▶ **What is asked**
Copy the data exactly; pictures stay out of the copy.

▶ **Dataset excerpt**
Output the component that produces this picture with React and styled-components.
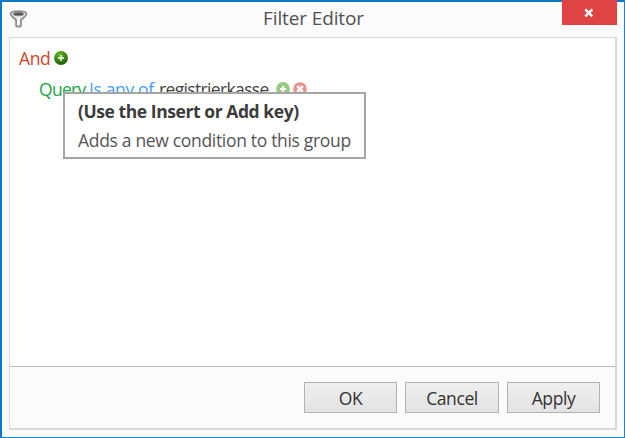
import React from 'react';
import styled, { createGlobalStyle } from 'styled-components';

const GlobalStyle = createGlobalStyle`
  * {
    box-sizing: border-box;
  }

  body {
    margin: 0;
    overflow: hidden;
    font-family: 'Open Sans', 'Noto Sans', sans-serif;
    font-size: 17.5px;
    color: #444;
  }
`;

const Window = styled.div`
  display: flex;
  flex-direction: column;
  width: 625px;
  height: 438px;
  padding: 0 7px 7px 7px;
  background: #fbfbfb;
  border: solid #1583d8;
  border-width: 2px 1px 1px 2px;
  border-top-color: #0b78cc;
  border-left-color: #0b78cc;
`;

const TitleBar = styled.header`
  display: grid;
  grid-template-columns: 55px 1fr 55px;
  height: 35px;
  flex: none;
`;

const TitleIcon = styled.svg`
  width: 19px;
  height: 19px;
  margin-top: 7px;
`;

const Title = styled.h1`
  margin: 0;
  padding-left: 1px;
  text-align: center;
  font-size: 19px;
  font-weight: 400;
  line-height: 33px;
  letter-spacing: -0.12px;
  color: #505050;
`;

const CloseButton = styled.button`
  display: flex;
  align-items: center;
  justify-content: center;
  width: 55px;
  height: 25px;
  margin: -2px 0 0;
  padding: 0 1px 0 0;
  border: none;
  background: #e04343;
`;

const Panel = styled.main`
  display: flex;
  flex-direction: column;
  flex: 1;
  border: 1px solid #d9d9d9;
  border-right-width: 2px;
  border-bottom-width: 2px;
`;

const FilterArea = styled.section`
  position: relative;
  flex: 1;
  padding-top: 8px;
  background: #fff;
`;

const FilterRow = styled.div`
  display: flex;
  align-items: center;
  height: 24px;
  margin-bottom: ${({ $gap }) => $gap || 0}px;
  padding-left: ${({ $indent }) => $indent}px;
  line-height: 24px;
  white-space: nowrap;
`;

const Token = styled.span`
  width: ${({ $width }) => $width}px;
  flex: none;
  color: ${({ $color }) => $color};
  letter-spacing: ${({ $spacing }) => $spacing || 0}px;
`;

const RoundIcon = styled.svg`
  width: 14px;
  height: 14px;
  margin-right: 3px;
  flex: none;
  opacity: ${({ $faded }) => ($faded ? 0.55 : 1)};
`;

const Tooltip = styled.div`
  position: absolute;
  left: 53px;
  top: 54px;
  width: 303px;
  height: 67px;
  padding: 4px 13px;
  border: 2px solid #a5a5a5;
  background: #fff;
  white-space: nowrap;
  color: #555;
`;

const TooltipTitle = styled.strong`
  display: block;
  height: 28px;
  line-height: 27px;
  font-weight: 700;
  letter-spacing: -0.43px;
  color: #3c3c3c;
`;

const TooltipText = styled.span`
  display: block;
  line-height: 29px;
  letter-spacing: -0.32px;
`;

const Footer = styled.footer`
  display: flex;
  justify-content: flex-end;
  gap: 8px;
  height: 62px;
  padding: 15px 15px 0 0;
  border-top: 1px solid #bcbcbc;
`;

const Button = styled.button`
  width: ${({ $width }) => $width || 93}px;
  height: 31px;
  padding: 0;
  border: 1px solid #b2b2b2;
  background: linear-gradient(#efefef, #e3e3e3);
  font: inherit;
  line-height: 28px;
  letter-spacing: -0.4px;
  color: #333;
`;

const FunnelIcon = () => (
  <TitleIcon viewBox="0 0 19 19" fill="none">
    <path
      d="M1.5 4.8C1.5 3 5 2.2 9.5 2.2s8 .8 8 2.6c0 2.2-3.2 3.5-5.6 6.3v5.8c0 1-4.8 1-4.8 0v-5.8C4.7 8.3 1.5 7 1.5 4.8z"
      fill="#e9e9e9"
      stroke="#8f8f8f"
      strokeWidth="1.8"
    />
    <ellipse cx="9.5" cy="5" rx="5.2" ry="1.7" fill="#555" stroke="#858585" />
    <path d="M9.5 9v7" stroke="#fff" strokeWidth="1.8" />
  </TitleIcon>
);

const AddIcon = ({ faded }) => (
  <RoundIcon viewBox="0 0 14 14" $faded={faded}>
    <defs>
      <radialGradient id="addFill" cx="40%" cy="25%" r="75%">
        <stop offset="0" stopColor="#65b528" />
        <stop offset="0.6" stopColor="#3b8711" />
        <stop offset="1" stopColor="#235b08" />
      </radialGradient>
    </defs>
    <circle cx="7" cy="7" r="6.9" fill={faded ? '#489f1e' : 'url(#addFill)'} />
    <path d="M7 4v6M4 7h6" stroke="#fff" strokeWidth={faded ? 2 : 1.4} />
  </RoundIcon>
);

const RemoveIcon = () => (
  <RoundIcon viewBox="0 0 14 14" $faded>
    <circle cx="7" cy="7" r="6.8" fill="#db3434" />
    <path d="M4.2 4.2l5.6 5.6M9.8 4.2l-5.6 5.6" stroke="#fff" strokeWidth="2.6" />
  </RoundIcon>
);

const CloseIcon = () => (
  <svg width="10" height="10" viewBox="0 0 10 10">
    <path d="M1.3 1.3l7 7M8.3 1.3l-7 7" stroke="#fff" strokeWidth="2.5" />
  </svg>
);

const App = () => (
  <>
    <GlobalStyle />
    <Window>
      <TitleBar>
        <FunnelIcon />
        <Title>Filter Editor</Title>
        <CloseButton aria-label="Close">
          <CloseIcon />
        </CloseButton>
      </TitleBar>
      <Panel>
        <FilterArea>
          <FilterRow $indent={9} $gap={7}>
            <Token $width={35} $color="#d2451e" $spacing={-0.4}>And</Token>
            <AddIcon />
          </FilterRow>
          <FilterRow $indent={29}>
            <Token $width={50} $color="#22a447" $spacing={-0.7}>Query</Token>
            <Token $width={70} $color="#4a9ff5" $spacing={-0.35}>Is any of</Token>
            <Token $width={117} $color="#444" $spacing={-0.65}>registrierkasse</Token>
            <AddIcon faded />
            <RemoveIcon />
          </FilterRow>
          <Tooltip role="tooltip">
            <TooltipTitle>(Use the Insert or Add key)</TooltipTitle>
            <TooltipText>Adds a new condition to this group</TooltipText>
          </Tooltip>
        </FilterArea>
        <Footer>
          <Button>OK</Button>
          <Button $width={94}>Cancel</Button>
          <Button>Apply</Button>
        </Footer>
      </Panel>
    </Window>
  </>
);

export default App;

▶ **Response**
Output the component that produces this picture with React and styled-components.
import React from 'react';
import styled, { createGlobalStyle } from 'styled-components';

const GlobalStyle = createGlobalStyle`
  * {
    box-sizing: border-box;
  }

  body {
    margin: 0;
    overflow: hidden;
    font-family: 'Open Sans', 'Noto Sans', sans-serif;
    font-size: 17.5px;
    color: #444;
  }
`;

const Window = styled.div`
  display: flex;
  flex-direction: column;
  width: 625px;
  height: 438px;
  padding: 0 7px 7px 7px;
  background: #fbfbfb;
  border: solid #1583d8;
  border-width: 2px 1px 1px 2px;
  border-top-color: #0b78cc;
  border-left-color: #0b78cc;
`;

const TitleBar = styled.header`
  display: grid;
  grid-template-columns: 55px 1fr 55px;
  height: 35px;
  flex: none;
`;

const TitleIcon = styled.svg`
  width: 19px;
  height: 19px;
  margin-top: 7px;
`;

const Title = styled.h1`
  margin: 0;
  padding-left: 1px;
  text-align: center;
  font-size: 19px;
  font-weight: 400;
  line-height: 33px;
  letter-spacing: -0.12px;
  color: #505050;
`;

const CloseButton = styled.button`
  display: flex;
  align-items: center;
  justify-content: center;
  width: 55px;
  height: 25px;
  margin: -2px 0 0;
  padding: 0 1px 0 0;
  border: none;
  background: #e04343;
`;

const Panel = styled.main`
  display: flex;
  flex-direction: column;
  flex: 1;
  border: 1px solid #d9d9d9;
  border-right-width: 2px;
  border-bottom-width: 2px;
`;

const FilterArea = styled.section`
  position: relative;
  flex: 1;
  padding-top: 8px;
  background: #fff;
`;

const FilterRow = styled.div`
  display: flex;
  align-items: center;
  height: 24px;
  margin-bottom: ${({ $gap }) => $gap || 0}px;
  padding-left: ${({ $indent }) => $indent}px;
  line-height: 24px;
  white-space: nowrap;
`;

const Token = styled.span`
  width: ${({ $width }) => $width}px;
  flex: none;
  color: ${({ $color }) => $color};
  letter-spacing: ${({ $spacing }) => $spacing || 0}px;
`;

const RoundIcon = styled.svg`
  width: 14px;
  height: 14px;
  margin-right: 3px;
  flex: none;
  opacity: ${({ $faded }) => ($faded ? 0.55 : 1)};
`;

const Tooltip = styled.div`
  position: absolute;
  left: 53px;
  top: 54px;
  width: 303px;
  height: 67px;
  padding: 4px 13px;
  border: 2px solid #a5a5a5;
  background: #fff;
  white-space: nowrap;
  color: #555;
`;

const TooltipTitle = styled.strong`
  display: block;
  height: 28px;
  line-height: 27px;
  font-weight: 700;
  letter-spacing: -0.43px;
  color: #3c3c3c;
`;

const TooltipText = styled.span`
  display: block;
  line-height: 29px;
  letter-spacing: -0.32px;
`;

const Footer = styled.footer`
  display: flex;
  justify-content: flex-end;
  gap: 8px;
  height: 62px;
  padding: 15px 15px 0 0;
  border-top: 1px solid #bcbcbc;
`;

const Button = styled.button`
  width: ${({ $width }) => $width || 93}px;
  height: 31px;
  padding: 0;
  border: 1px solid #b2b2b2;
  background: linear-gradient(#efefef, #e3e3e3);
  font: inherit;
  line-height: 28px;
  letter-spacing: -0.4px;
  color: #333;
`;

const FunnelIcon = () => (
  <TitleIcon viewBox="0 0 19 19" fill="none">
    <path
      d="M1.5 4.8C1.5 3 5 2.2 9.5 2.2s8 .8 8 2.6c0 2.2-3.2 3.5-5.6 6.3v5.8c0 1-4.8 1-4.8 0v-5.8C4.7 8.3 1.5 7 1.5 4.8z"
      fill="#e9e9e9"
      stroke="#8f8f8f"
      strokeWidth="1.8"
    />
    <ellipse cx="9.5" cy="5" rx="5.2" ry="1.7" fill="#555" stroke="#858585" />
    <path d="M9.5 9v7" stroke="#fff" strokeWidth="1.8" />
  </TitleIcon>
);

const AddIcon = ({ faded }) => (
  <RoundIcon viewBox="0 0 14 14" $faded={faded}>
    <defs>
      <radialGradient id="addFill" cx="40%" cy="25%" r="75%">
        <stop offset="0" stopColor="#65b528" />
        <stop offset="0.6" stopColor="#3b8711" />
        <stop offset="1" stopColor="#235b08" />
      </radialGradient>
    </defs>
    <circle cx="7" cy="7" r="6.9" fill={faded ? '#489f1e' : 'url(#addFill)'} />
    <path d="M7 4v6M4 7h6" stroke="#fff" strokeWidth={faded ? 2 : 1.4} />
  </RoundIcon>
);

const RemoveIcon = () => (
  <RoundIcon viewBox="0 0 14 14" $faded>
    <circle cx="7" cy="7" r="6.8" fill="#db3434" />
    <path d="M4.2 4.2l5.6 5.6M9.8 4.2l-5.6 5.6" stroke="#fff" strokeWidth="2.6" />
  </RoundIcon>
);

const CloseIcon = () => (
  <svg width="10" height="10" viewBox="0 0 10 10">
    <path d="M1.3 1.3l7 7M8.3 1.3l-7 7" stroke="#fff" strokeWidth="2.5" />
  </svg>
);

const App = () => (
  <>
    <GlobalStyle />
    <Window>
      <TitleBar>
        <FunnelIcon />
        <Title>Filter Editor</Title>
        <CloseButton aria-label="Close">
          <CloseIcon />
        </CloseButton>
      </TitleBar>
      <Panel>
        <FilterArea>
          <FilterRow $indent={9} $gap={7}>
            <Token $width={35} $color="#d2451e" $spacing={-0.4}>And</Token>
            <AddIcon />
          </FilterRow>
          <FilterRow $indent={29}>
            <Token $width={50} $color="#22a447" $spacing={-0.7}>Query</Token>
            <Token $width={70} $color="#4a9ff5" $spacing={-0.35}>Is any of</Token>
            <Token $width={117} $color="#444" $spacing={-0.65}>registrierkasse</Token>
            <AddIcon faded />
            <RemoveIcon />
          </FilterRow>
          <Tooltip role="tooltip">
            <TooltipTitle>(Use the Insert or Add key)</TooltipTitle>
            <TooltipText>Adds a new condition to this group</TooltipText>
          </Tooltip>
        </FilterArea>
        <Footer>
          <Button>OK</Button>
          <Button $width={94}>Cancel</Button>
          <Button>Apply</Button>
        </Footer>
      </Panel>
    </Window>
  </>
);

export default App;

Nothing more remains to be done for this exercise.